“Don’t expect instant results”

Maxim: It’s not easy being green


Last Wednesday was National Sustainability Day. For the occasion, Maastricht University organised a programme with presentations and discussions revolving around the question ‘How green are you?’ Sadly, not many students and employees seemed to care. In the audience at the Randwyck cafeteria were mainly those who are already active in making UM more sustainable. Is it really, to say it in the words of Kermit the Frog, not easy being green?

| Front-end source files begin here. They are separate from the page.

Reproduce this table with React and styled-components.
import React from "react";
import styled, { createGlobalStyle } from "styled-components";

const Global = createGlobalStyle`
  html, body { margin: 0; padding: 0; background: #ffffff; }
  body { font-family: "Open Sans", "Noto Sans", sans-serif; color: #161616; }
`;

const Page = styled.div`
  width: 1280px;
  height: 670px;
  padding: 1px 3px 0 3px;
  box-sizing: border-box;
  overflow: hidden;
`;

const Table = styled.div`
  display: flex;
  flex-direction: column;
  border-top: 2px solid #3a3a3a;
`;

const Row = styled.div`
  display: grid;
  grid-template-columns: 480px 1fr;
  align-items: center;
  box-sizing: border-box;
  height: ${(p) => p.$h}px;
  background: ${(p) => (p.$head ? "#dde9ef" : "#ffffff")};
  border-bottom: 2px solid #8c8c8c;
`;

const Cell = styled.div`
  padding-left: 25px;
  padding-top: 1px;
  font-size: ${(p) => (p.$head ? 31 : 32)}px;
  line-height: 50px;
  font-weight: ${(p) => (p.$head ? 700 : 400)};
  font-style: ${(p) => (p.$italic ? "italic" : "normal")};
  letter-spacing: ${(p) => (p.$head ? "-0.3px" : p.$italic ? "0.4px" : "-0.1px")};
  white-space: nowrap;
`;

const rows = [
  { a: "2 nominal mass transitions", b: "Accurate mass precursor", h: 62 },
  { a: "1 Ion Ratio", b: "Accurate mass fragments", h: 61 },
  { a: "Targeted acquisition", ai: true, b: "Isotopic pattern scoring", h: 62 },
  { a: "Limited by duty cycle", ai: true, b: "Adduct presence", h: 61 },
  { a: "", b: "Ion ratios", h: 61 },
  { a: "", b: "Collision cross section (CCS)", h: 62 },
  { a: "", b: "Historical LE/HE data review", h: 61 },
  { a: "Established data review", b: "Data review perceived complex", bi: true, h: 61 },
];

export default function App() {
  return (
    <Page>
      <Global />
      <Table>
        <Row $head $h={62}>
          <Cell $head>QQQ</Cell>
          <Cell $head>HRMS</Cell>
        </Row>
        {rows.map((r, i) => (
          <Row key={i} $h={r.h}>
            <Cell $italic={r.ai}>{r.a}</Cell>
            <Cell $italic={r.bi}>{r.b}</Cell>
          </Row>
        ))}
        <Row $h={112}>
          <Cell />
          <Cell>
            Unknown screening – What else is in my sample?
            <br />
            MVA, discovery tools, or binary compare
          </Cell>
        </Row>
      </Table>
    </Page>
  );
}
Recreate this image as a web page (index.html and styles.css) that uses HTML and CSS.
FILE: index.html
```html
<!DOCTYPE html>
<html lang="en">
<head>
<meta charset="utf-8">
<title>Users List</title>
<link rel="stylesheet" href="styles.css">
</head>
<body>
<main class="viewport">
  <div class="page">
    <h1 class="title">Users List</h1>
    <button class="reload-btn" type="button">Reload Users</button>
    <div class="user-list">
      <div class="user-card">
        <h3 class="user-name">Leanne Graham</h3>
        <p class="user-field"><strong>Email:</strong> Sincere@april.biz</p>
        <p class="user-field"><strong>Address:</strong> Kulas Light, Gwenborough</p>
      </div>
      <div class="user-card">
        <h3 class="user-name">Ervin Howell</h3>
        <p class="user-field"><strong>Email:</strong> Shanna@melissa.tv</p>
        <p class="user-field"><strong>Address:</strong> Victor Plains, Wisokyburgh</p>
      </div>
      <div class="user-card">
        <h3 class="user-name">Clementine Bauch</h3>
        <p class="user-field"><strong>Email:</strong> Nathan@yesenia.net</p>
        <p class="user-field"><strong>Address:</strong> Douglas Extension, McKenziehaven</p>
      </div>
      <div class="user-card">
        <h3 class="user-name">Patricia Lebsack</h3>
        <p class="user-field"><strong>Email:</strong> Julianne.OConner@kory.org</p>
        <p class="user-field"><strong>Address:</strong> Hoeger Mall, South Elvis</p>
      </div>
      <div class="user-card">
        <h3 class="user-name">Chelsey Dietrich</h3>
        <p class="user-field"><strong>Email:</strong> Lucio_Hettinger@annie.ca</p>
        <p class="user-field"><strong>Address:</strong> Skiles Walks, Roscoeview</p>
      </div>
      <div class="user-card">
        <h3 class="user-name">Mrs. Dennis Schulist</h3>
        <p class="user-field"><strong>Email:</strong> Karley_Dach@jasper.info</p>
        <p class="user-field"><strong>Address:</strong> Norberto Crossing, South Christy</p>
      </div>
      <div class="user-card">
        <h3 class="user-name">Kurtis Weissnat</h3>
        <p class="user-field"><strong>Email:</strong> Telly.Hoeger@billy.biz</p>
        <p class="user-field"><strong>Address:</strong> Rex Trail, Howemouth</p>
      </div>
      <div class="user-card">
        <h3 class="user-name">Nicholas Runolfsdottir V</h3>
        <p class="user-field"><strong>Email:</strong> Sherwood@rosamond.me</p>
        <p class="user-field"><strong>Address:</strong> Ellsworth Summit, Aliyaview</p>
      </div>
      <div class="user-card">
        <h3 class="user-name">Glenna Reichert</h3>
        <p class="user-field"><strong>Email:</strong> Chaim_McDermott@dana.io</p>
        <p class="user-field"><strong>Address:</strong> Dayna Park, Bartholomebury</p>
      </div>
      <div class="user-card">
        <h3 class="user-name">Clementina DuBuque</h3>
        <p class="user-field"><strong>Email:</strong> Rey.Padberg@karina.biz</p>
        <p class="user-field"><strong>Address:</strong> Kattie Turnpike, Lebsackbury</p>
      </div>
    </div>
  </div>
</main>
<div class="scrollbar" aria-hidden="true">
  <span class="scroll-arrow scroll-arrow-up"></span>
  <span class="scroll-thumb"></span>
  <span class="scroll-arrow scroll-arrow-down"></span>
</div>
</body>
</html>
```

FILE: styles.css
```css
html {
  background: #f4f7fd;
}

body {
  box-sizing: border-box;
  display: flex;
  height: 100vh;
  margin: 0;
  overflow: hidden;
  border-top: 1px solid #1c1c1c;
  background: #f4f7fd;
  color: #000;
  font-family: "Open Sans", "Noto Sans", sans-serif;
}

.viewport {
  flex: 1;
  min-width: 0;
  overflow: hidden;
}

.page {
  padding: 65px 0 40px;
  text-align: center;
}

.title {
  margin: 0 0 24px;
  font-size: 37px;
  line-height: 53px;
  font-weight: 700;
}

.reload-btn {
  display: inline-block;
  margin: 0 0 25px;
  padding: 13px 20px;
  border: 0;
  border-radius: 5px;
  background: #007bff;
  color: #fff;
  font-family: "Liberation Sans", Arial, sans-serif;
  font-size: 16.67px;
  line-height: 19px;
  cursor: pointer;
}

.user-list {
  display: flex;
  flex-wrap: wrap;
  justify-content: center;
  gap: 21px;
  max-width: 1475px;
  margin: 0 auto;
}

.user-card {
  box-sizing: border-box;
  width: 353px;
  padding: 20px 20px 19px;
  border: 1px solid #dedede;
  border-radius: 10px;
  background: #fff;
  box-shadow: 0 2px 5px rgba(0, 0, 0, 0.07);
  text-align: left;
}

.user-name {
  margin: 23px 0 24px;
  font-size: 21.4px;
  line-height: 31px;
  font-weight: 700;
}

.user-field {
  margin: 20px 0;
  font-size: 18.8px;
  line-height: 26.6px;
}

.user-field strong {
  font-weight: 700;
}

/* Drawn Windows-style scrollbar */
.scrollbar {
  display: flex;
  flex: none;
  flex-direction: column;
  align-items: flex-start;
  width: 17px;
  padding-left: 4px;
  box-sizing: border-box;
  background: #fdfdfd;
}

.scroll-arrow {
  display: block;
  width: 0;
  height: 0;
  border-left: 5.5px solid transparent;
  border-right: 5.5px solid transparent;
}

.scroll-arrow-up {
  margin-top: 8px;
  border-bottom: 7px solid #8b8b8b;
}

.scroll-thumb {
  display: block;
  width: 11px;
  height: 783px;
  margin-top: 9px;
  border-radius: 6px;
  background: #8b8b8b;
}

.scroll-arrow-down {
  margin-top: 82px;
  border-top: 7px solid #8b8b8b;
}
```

“You just have to take responsibility.” Marc Fischer, who has been working as an environmentalist for UM’s General and Technical Services, does not think that being green is such a hard thing to do. “The challenge is to get our minds set on sustainable behaviour, although it may mean having to work in different ways to what we’re used to.” Since Fischer took his job about a year ago, he has realised that the key is to coordinate existing initiatives to make them more effective, and to show people two things: that there is a common desire at UM to become greener, and that there are things that each individual can do to attain this goal. “Generally speaking, nobody is opposed to living more sustainably – the problem is simply that most people don’t know where to start.” In his own life, he feels that sustainability starts in education: “I tell my two children to take responsibility, and I teach them how important that is.” He emphasises that we have the luxury of being able to choose between what we want and what we really need: “Is it necessary to have a new phone every two years?”

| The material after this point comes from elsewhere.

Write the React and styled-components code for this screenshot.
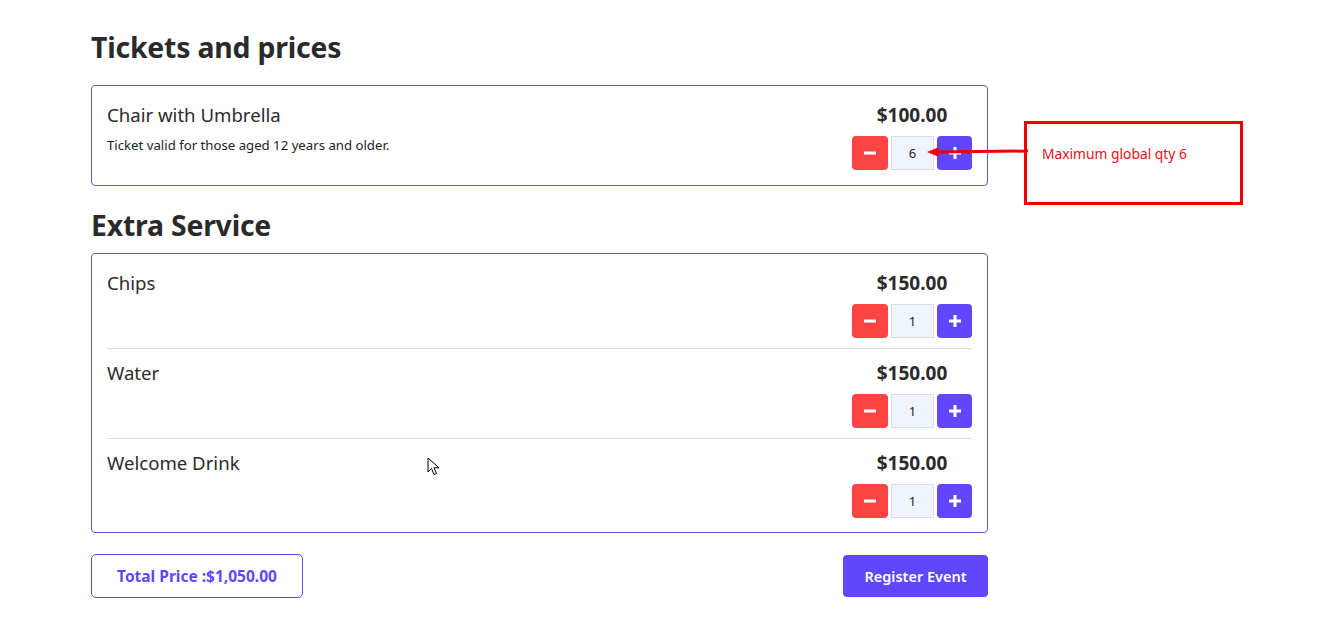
import React, { useState } from "react";
import styled, { createGlobalStyle } from "styled-components";

const Global = createGlobalStyle`
  html, body { margin: 0; padding: 0; background: #fff; }
  body { font-family: "Noto Sans", "Open Sans", sans-serif; color: #2b2b2b; }
  * { box-sizing: border-box; }
`;

const Page = styled.div`
  position: relative;
  width: 1320px;
  height: 621px;
  padding: 27px 0 0 91px;
`;

const Column = styled.div`
  width: 897px;
  display: flex;
  flex-direction: column;
`;

const Heading = styled.h2`
  margin: ${(p) => p.$mt}px 0 ${(p) => p.$mb}px;
  font-size: 28.4px;
  line-height: 40px;
  font-weight: 700;
  color: #2a2a2a;
  letter-spacing: -0.2px;
`;

const Card = styled.div`
  border: 1px solid #6a55e8;
  border-radius: 4px;
  padding: 5px 15px ${(p) => p.$pb}px 15px;
`;

const Row = styled.div`
  display: flex;
  justify-content: space-between;
  align-items: flex-start;
  padding: 12px 0 10px;
  border-bottom: 1px solid #dedede;
  &:last-child { border-bottom: none; }
`;

const Info = styled.div`
  display: flex;
  flex-direction: column;
`;

const Title = styled.div`
  font-size: 18.6px;
  line-height: 24px;
  font-weight: 400;
  color: #2b2b2b;
`;

const Desc = styled.div`
  margin-top: 9px;
  font-size: 13.2px;
  line-height: 18px;
  color: #222;
`;

const Right = styled.div`
  display: flex;
  flex-direction: column;
  align-items: center;
  gap: 9px;
`;

const Price = styled.div`
  font-size: 19px;
  line-height: 24px;
  font-weight: 700;
  color: #2b2b2b;
`;

const Qty = styled.div`
  display: flex;
  gap: 3px;
`;

const QtyBtn = styled.button`
  width: ${(p) => (p.$plus ? 35 : 36)}px;
  height: 34px;
  border: none;
  border-radius: 4px;
  background: ${(p) => (p.$plus ? "#6046fd" : "#fd4444")};
  display: flex;
  align-items: center;
  justify-content: center;
  padding: 0;
  cursor: pointer;
`;

const QtyInput = styled.div`
  width: 43px;
  height: 34px;
  border: 1px solid #dadde3;
  background: #f0f4fd;
  font-size: 13px;
  color: #222;
  display: flex;
  align-items: center;
  justify-content: center;
`;

const Footer = styled.div`
  margin-top: 21px;
  display: flex;
  justify-content: space-between;
  align-items: center;
`;

const TotalBox = styled.div`
  width: 212px;
  height: 44px;
  border: 1px solid #6046fd;
  border-radius: 5px;
  color: #6046fd;
  font-weight: 700;
  font-size: 15.5px;
  display: flex;
  align-items: center;
  justify-content: center;
`;

const RegisterBtn = styled.button`
  width: 145px;
  height: 42px;
  border: none;
  border-radius: 4px;
  background: #6046fd;
  color: #fff;
  font-family: inherit;
  font-weight: 600;
  font-size: 14.5px;
  cursor: pointer;
`;

const Note = styled.div`
  position: absolute;
  left: 1024px;
  top: 121px;
  width: 219px;
  height: 84px;
  border: 3px solid #f00000;
  padding: 20px 0 0 15px;
  font-size: 13.8px;
  color: #e81010;
  font-family: "Noto Sans", sans-serif;
`;

const Arrow = styled.svg`
  position: absolute;
  left: 926px;
  top: 144px;
  overflow: visible;
`;

const Cursor = styled.svg`
  position: absolute;
  left: 427px;
  top: 457px;
`;

const Minus = () => (
  <svg width="14" height="14" viewBox="0 0 14 14">
    <rect x="1" y="5.5" width="12" height="3" fill="#fff" />
  </svg>
);
const Plus = () => (
  <svg width="14" height="14" viewBox="0 0 14 14">
    <rect x="1" y="5.5" width="12" height="3" fill="#fff" />
    <rect x="5.5" y="1" width="3" height="12" fill="#fff" />
  </svg>
);

function Counter({ value }) {
  const [v, setV] = useState(value);
  return (
    <Qty>
      <QtyBtn onClick={() => setV(Math.max(0, v - 1))}><Minus /></QtyBtn>
      <QtyInput>{v}</QtyInput>
      <QtyBtn $plus onClick={() => setV(v + 1)}><Plus /></QtyBtn>
    </Qty>
  );
}

function Item({ title, desc, price, qty }) {
  return (
    <Row>
      <Info>
        <Title>{title}</Title>
        {desc && <Desc>{desc}</Desc>}
      </Info>
      <Right>
        <Price>{price}</Price>
        <Counter value={qty} />
      </Right>
    </Row>
  );
}

export default function App() {
  return (
    <Page>
      <Global />
      <Column>
        <Heading $mt={0} $mb={18}>Tickets and prices</Heading>
        <Card $pb={5}>
          <Item title="Chair with Umbrella" desc="Ticket valid for those aged 12 years and older." price="$100.00" qty={6} />
        </Card>
        <Heading $mt={19} $mb={8}>Extra Service</Heading>
        <Card $pb={4}>
          <Item title="Chips" price="$150.00" qty={1} />
          <Item title="Water" price="$150.00" qty={1} />
          <Item title="Welcome Drink" price="$150.00" qty={1} />
        </Card>
        <Footer>
          <TotalBox>Total Price :$1,050.00</TotalBox>
          <RegisterBtn>Register Event</RegisterBtn>
        </Footer>
      </Column>
      <Arrow width="104" height="16">
        <line x1="10" y1="8" x2="102" y2="7" stroke="#f00000" strokeWidth="3" />
        <polygon points="1,8 13,3 13,13" fill="#f00000" />
      </Arrow>
      <Note>Maximum global qty 6</Note>
      <Cursor width="14" height="20" viewBox="0 0 14 20">
        <path d="M1 1 L1 15 L4.5 11.5 L7 17.5 L9.5 16.5 L7 10.8 L12 10.8 Z" fill="#fff" stroke="#000" strokeWidth="1" strokeLinejoin="round" />
      </Cursor>
    </Page>
  );
}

Bernard Gouw, student at the University College and chair of the student political party NovUM, believes that it is indeed hard to be green. “It’s much too over-popularised and at the same time far too abstract for people to actually act upon.” However, it is not a subject that he feels should be ignored. “Organisations can mobilise people and make ideas more tangible.” This is one reason why NovUM included sustainability as a subject in its vision document. He also has a personal tip for individuals who want to turn green pep-talk into a sustainable lifestyle. Of course, they include the usual – turn off the lights, separate your trash, and so on – but also: “don’t expect instant results. And if results only come about if everyone joins in, then you should be doing something as well.”

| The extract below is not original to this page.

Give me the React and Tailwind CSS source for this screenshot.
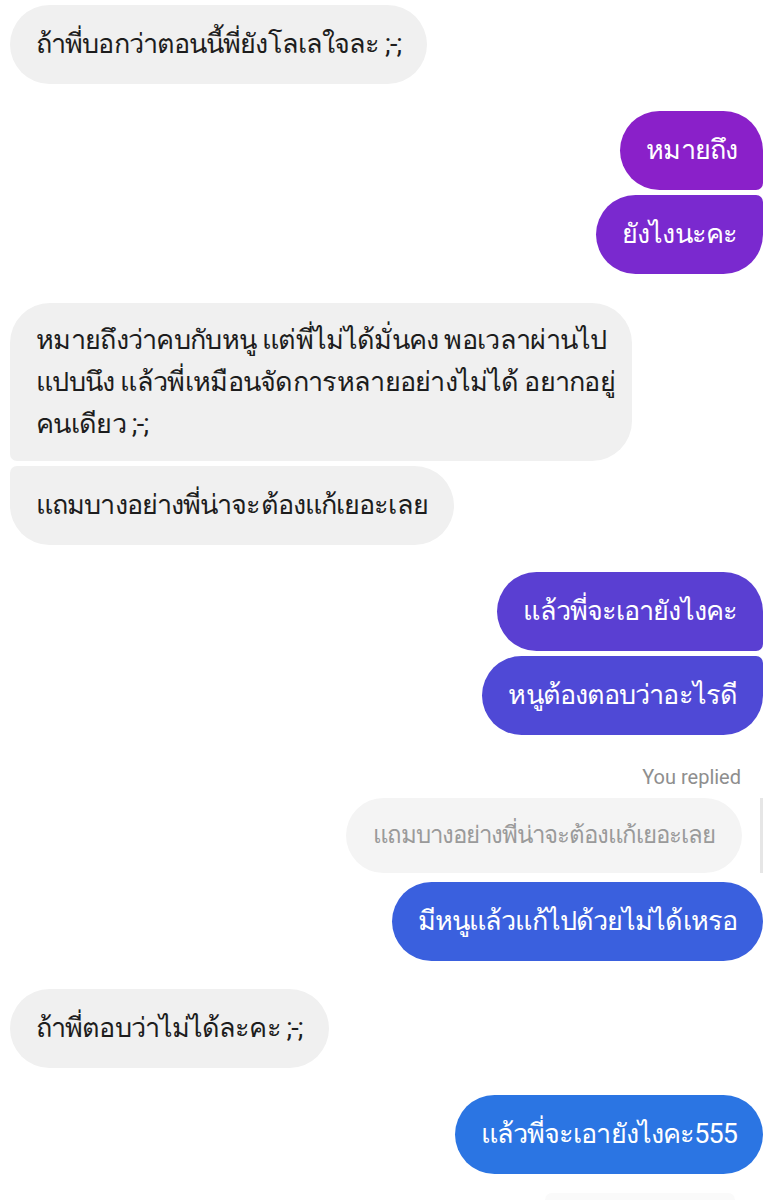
import React from "react";

const font = { fontFamily: "Roboto, 'Noto Sans', sans-serif" };

const Bubble = ({ children, className }) => (
  <div
    className={`px-[26px] py-[19px] text-[27px] leading-[41px] tracking-[-0.9px] whitespace-nowrap ${className}`}
  >
    {children}
  </div>
);

export default function App() {
  return (
    <div
      className="w-[781px] h-[1200px] overflow-hidden bg-white flex flex-col pl-[10px] pr-[18px] pt-[5px]"
      style={font}
    >
      {/* them */}
      <Bubble className="self-start bg-[#f0f0f0] text-[#1d1d1d] rounded-[40px]">
        ถ้าพี่บอกว่าตอนนี้พี่ยังโลเลใจละ ;-;
      </Bubble>

      {/* me */}
      <div className="flex flex-col items-end gap-[5px] mt-[27px]">
        <Bubble className="bg-[#8a20c9] text-white rounded-l-[40px] rounded-tr-[40px] rounded-br-[7px]">
          หมายถึง
        </Bubble>
        <Bubble className="bg-[#7a29cf] text-white rounded-l-[40px] rounded-tr-[7px] rounded-br-[40px]">
          ยังไงนะคะ
        </Bubble>
      </div>

      {/* them */}
      <div className="flex flex-col items-start gap-[5px] mt-[29px]">
        <div className="w-[622px] px-[26px] py-[16px] text-[27px] leading-[42px] tracking-[-0.7px] whitespace-nowrap bg-[#f0f0f0] text-[#1d1d1d] rounded-r-[40px] rounded-tl-[40px] rounded-bl-[7px]">
          หมายถึงว่าคบกับหนู แต่พี่ไม่ได้มั่นคง พอเวลาผ่านไป
          <br />
          แปบนึง แล้วพี่เหมือนจัดการหลายอย่างไม่ได้ อยากอยู่
          <br />
          คนเดียว ;-;
        </div>
        <Bubble className="bg-[#f0f0f0] text-[#1d1d1d] rounded-r-[40px] rounded-tl-[7px] rounded-bl-[40px]">
          แถมบางอย่างพี่น่าจะต้องแก้เยอะเลย
        </Bubble>
      </div>

      {/* me */}
      <div className="flex flex-col items-end gap-[5px] mt-[27px]">
        <Bubble className="bg-[#5a3fd2] text-white rounded-l-[40px] rounded-tr-[40px] rounded-br-[7px]">
          แล้วพี่จะเอายังไงคะ
        </Bubble>
        <Bubble className="bg-[#4f49d6] text-white rounded-l-[40px] rounded-tr-[7px] rounded-br-[40px]">
          หนูต้องตอบว่าอะไรดี
        </Bubble>
      </div>

      {/* reply */}
      <div className="flex flex-col items-end mt-[30px]">
        <div className="pr-[22px] text-[20px] leading-[24px] text-[#8e8e8e]">
          You replied
        </div>
        <div className="flex items-stretch gap-[18px] mt-[9px]">
          <div className="bg-[#f4f4f4] text-[#9a9a9a] text-[24px] leading-[35px] tracking-[-1px] whitespace-nowrap px-[27px] py-[20px] rounded-[38px]">
            แถมบางอย่างพี่น่าจะต้องแก้เยอะเลย
          </div>
          <div className="w-[3px] bg-[#e6e6e6]" />
        </div>
        <Bubble className="mt-[9px] bg-[#3a60de] text-white rounded-[40px]">
          มีหนูแล้วแก้ไปด้วยไม่ได้เหรอ
        </Bubble>
      </div>

      {/* them */}
      <Bubble className="self-start mt-[28px] bg-[#f0f0f0] text-[#1d1d1d] rounded-[40px]">
        ถ้าพี่ตอบว่าไม่ได้ละคะ ;-;
      </Bubble>

      {/* me */}
      <Bubble className="self-end mt-[27px] bg-[#2b75e3] text-white rounded-[40px]">
        แล้วพี่จะเอายังไงคะ555
      </Bubble>

      <div className="self-end mt-[19px] mr-[28px] w-[190px] h-[20px] rounded-t-[20px] bg-[#fafafa]" />
    </div>
  );
}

Not at Randwyck, but at the library in the inner city, stands first-year Dennis Blicke, who did not even know about National Sustainability Day. “But even if I had known, I wouldn’t have gone. It’s probably just a whole lot of talking about what could be done, and in the end, nothing really happens anyway.” So does he think it is so hard to be green? “No, it’s not really, but people simply don’t want to be, because they have to sacrifice something themselves.” So why does he think being green is still so ‘in’? “It’s just hype. Plus, it’s so much easier to tell other people how to be green than to actually do something yourself. That’s why it stays being nothing but talk, and very little action.”